> _CHALLENGE_:
Locate the lines where "components" occurs and copy them as they stand.

> _DATASET EXTRACT_:

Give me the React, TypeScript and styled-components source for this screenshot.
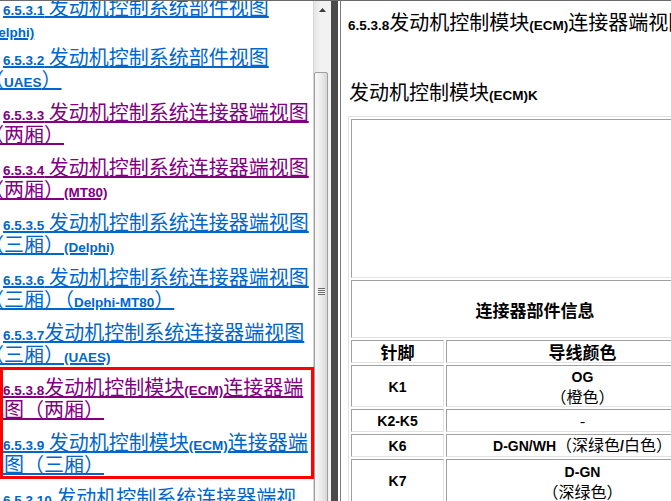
import styled, { createGlobalStyle } from "styled-components";

const GlobalStyle = createGlobalStyle`
  html, body {
    margin: 0;
    padding: 0;
    background: #fff;
    overflow: hidden;
  }
  body {
    font-family: "Noto Sans CJK SC", "Liberation Sans", sans-serif;
  }
`;

const Frame = styled.div`
  display: flex;
  width: 671px;
  height: 501px;
  box-sizing: border-box;
  border-top: 1px solid #6a6a6a;
  overflow: hidden;
`;

const NavPane = styled.div`
  position: relative;
  display: flex;
  flex: none;
`;

const NavScroll = styled.div`
  width: 313px;
  overflow: hidden;
`;

const NavList = styled.ul`
  list-style: none;
  margin: -5px 0 0 -16px;
  padding: 0;
  width: 329px;
`;

const NavItem = styled.li<{ $tight?: boolean }>`
  margin-bottom: ${(p) => (p.$tight ? 6 : 11)}px;
  text-indent: 19px;
  font-size: 20px;
  line-height: 22px;
`;

const NavLink = styled.a<{ $visited?: boolean }>`
  color: ${(p) => (p.$visited ? "#800080" : "#0066cc")};
  text-decoration: underline;
  cursor: pointer;
`;

const Latin = styled.span`
  font-family: "Liberation Sans", Arial, sans-serif;
  font-weight: bold;
  font-size: 13.5px;
  line-height: 1;
`;

const Highlight = styled.div`
  position: absolute;
  left: 0;
  top: 366px;
  width: 314px;
  height: 112px;
  box-sizing: border-box;
  border: 3px solid #ff0000;
  pointer-events: none;
`;

const Scrollbar = styled.div`
  width: 14px;
  padding-right: 3px;
  border-left: 1px solid #d6d6d6;
  background: linear-gradient(to right, #e4e4e4, #f2f2f2 40%, #f2f2f2);
  display: flex;
  flex-direction: column;
`;

const ArrowButton = styled.div`
  flex: none;
  height: 17px;
  display: flex;
  align-items: center;
  justify-content: center;
  margin-left: 2px;
`;

const ThumbGap = styled.div`
  flex: none;
  height: 54px;
`;

const Thumb = styled.div`
  flex: none;
  height: 438px;
  box-sizing: border-box;
  border: 1px solid #9e9e9e;
  border-radius: 2px;
  background: linear-gradient(to right, #f8f8f8, #ececec 50%, #d8d8d8);
  display: flex;
  align-items: center;
  justify-content: center;
`;

const Grip = styled.div`
  width: 7px;
  height: 7px;
  background: repeating-linear-gradient(
    to bottom,
    #6a6a6a 0,
    #6a6a6a 1px,
    #f4f4f4 1px,
    #f4f4f4 2px
  );
`;

const Splitter = styled.div`
  flex: none;
  width: 7px;
  margin-right: 2px;
  background: #4b4b4b;
`;

const ContentPane = styled.div`
  flex: 1;
  min-width: 0;
  border-left: 1px solid #7a7a7a;
  padding: 10px 0 0 7px;
  overflow: hidden;
  color: #000;
`;

const DocTitle = styled.h3`
  margin: 0;
  white-space: nowrap;
  font-size: 20px;
  line-height: 22px;
  font-weight: normal;
`;

const SectionTitle = styled.h4`
  margin: 48px 0 0 1px;
  white-space: nowrap;
  font-size: 20px;
  line-height: 22px;
  font-weight: normal;
`;

const PinTable = styled.table`
  margin-top: 13px;
  width: 374px;
  border-collapse: separate;
  border-spacing: 2px;
  border: 1px solid;
  border-color: #e2e2e2 #a0a0a0 #a0a0a0 #e2e2e2;
`;

const Cell = styled.td<{ $h: number; $bold?: boolean; $w?: number }>`
  box-sizing: border-box;
  height: ${(p) => p.$h}px;
  ${(p) => (p.$w ? `width: ${p.$w}px;` : "")}
  padding: 0;
  border: 1px solid;
  border-color: #a0a0a0 #e2e2e2 #e2e2e2 #a0a0a0;
  text-align: center;
  vertical-align: middle;
  font-size: ${(p) => (p.$bold ? 17 : 16)}px;
  font-weight: ${(p) => (p.$bold ? "bold" : "normal")};
  line-height: 19px;
  color: #000;
`;

const Code = styled.span`
  font-family: "Liberation Sans", Arial, sans-serif;
  font-weight: bold;
  font-size: 14px;
`;

const UpArrow = () => (
  <svg width="7" height="4" viewBox="0 0 7 4">
    <path d="M3.5 0 L7 4 L0 4 Z" fill="#3a3a3a" />
  </svg>
);

// split a title into CJK runs and half-width runs
const Mixed = ({ text }: { text: string }) => (
  <>
    {text.split(/([\x21-\x7e]+)/).map((part, i) =>
      i % 2 === 1 ? <Latin key={i}>{part}</Latin> : part
    )}
  </>
);

interface INavItem {
  title: string;
  visited?: boolean;
}

const navItems: INavItem[] = [
  { title: "6.5.3.1 发动机控制系统部件视图(Delphi)" },
  { title: "6.5.3.2 发动机控制系统部件视图（UAES）" },
  { title: "6.5.3.3 发动机控制系统连接器端视图（两厢）", visited: true },
  { title: "6.5.3.4 发动机控制系统连接器端视图（两厢）(MT80)", visited: true },
  { title: "6.5.3.5 发动机控制系统连接器端视图（三厢）(Delphi)" },
  { title: "6.5.3.6 发动机控制系统连接器端视图（三厢）（Delphi-MT80）" },
  { title: "6.5.3.7发动机控制系统连接器端视图（三厢）(UAES)" },
  { title: "6.5.3.8发动机控制模块(ECM)连接器端视图（两厢）", visited: true },
  { title: "6.5.3.9 发动机控制模块(ECM)连接器端视图（三厢）" },
  { title: "6.5.3.10 发动机控制系统连接器端视图" },
];

interface IPin {
  pin: string;
  color: React.ReactNode;
  h: number;
}

const pins: IPin[] = [
  {
    pin: "K1",
    h: 39,
    color: (
      <>
        <Code>OG</Code>
        <br />（橙色）
      </>
    ),
  },
  { pin: "K2-K5", h: 23, color: "-" },
  {
    pin: "K6",
    h: 23,
    color: (
      <>
        <Code>D-GN/WH</Code>（深绿色<Code>/</Code>白色）
      </>
    ),
  },
  {
    pin: "K7",
    h: 43,
    color: (
      <>
        <Code>D-GN</Code>
        <br />（深绿色）
      </>
    ),
  },
  { pin: "K8", h: 39, color: "" },
];

const App = () => {
  return (
    <>
      <GlobalStyle />
      <Frame>
        <NavPane>
          <NavScroll>
            <NavList>
              {navItems.map((item, i) => (
                <NavItem key={item.title} $tight={i === 0}>
                  <NavLink $visited={item.visited}>
                    <Mixed text={item.title} />
                  </NavLink>
                </NavItem>
              ))}
            </NavList>
          </NavScroll>
          <Scrollbar>
            <ArrowButton>
              <UpArrow />
            </ArrowButton>
            <ThumbGap />
            <Thumb>
              <Grip />
            </Thumb>
          </Scrollbar>
          <Highlight />
        </NavPane>
        <Splitter />
        <ContentPane>
          <DocTitle>
            <Mixed text="6.5.3.8发动机控制模块(ECM)连接器端视图（两厢）" />
          </DocTitle>
          <SectionTitle>
            <Mixed text="发动机控制模块(ECM)K" />
          </SectionTitle>
          <PinTable>
            <tbody>
              <tr>
                <Cell $h={159} colSpan={2} />
              </tr>
              <tr>
                <Cell $h={58} colSpan={2} $bold>
                  连接器部件信息
                </Cell>
              </tr>
              <tr>
                <Cell $h={23} $w={93} $bold>
                  针脚
                </Cell>
                <Cell $h={23} $bold>
                  导线颜色
                </Cell>
              </tr>
              {pins.map((p) => (
                <tr key={p.pin}>
                  <Cell $h={p.h}>
                    <Code>{p.pin}</Code>
                  </Cell>
                  <Cell $h={p.h}>{p.color}</Cell>
                </tr>
              ))}
            </tbody>
          </PinTable>
        </ContentPane>
      </Frame>
    </>
  );
};

export default App;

> _RESPONSE TO THIS TASK_:
Give me the React, TypeScript and styled-components source for this screenshot.
import styled, { createGlobalStyle } from "styled-components";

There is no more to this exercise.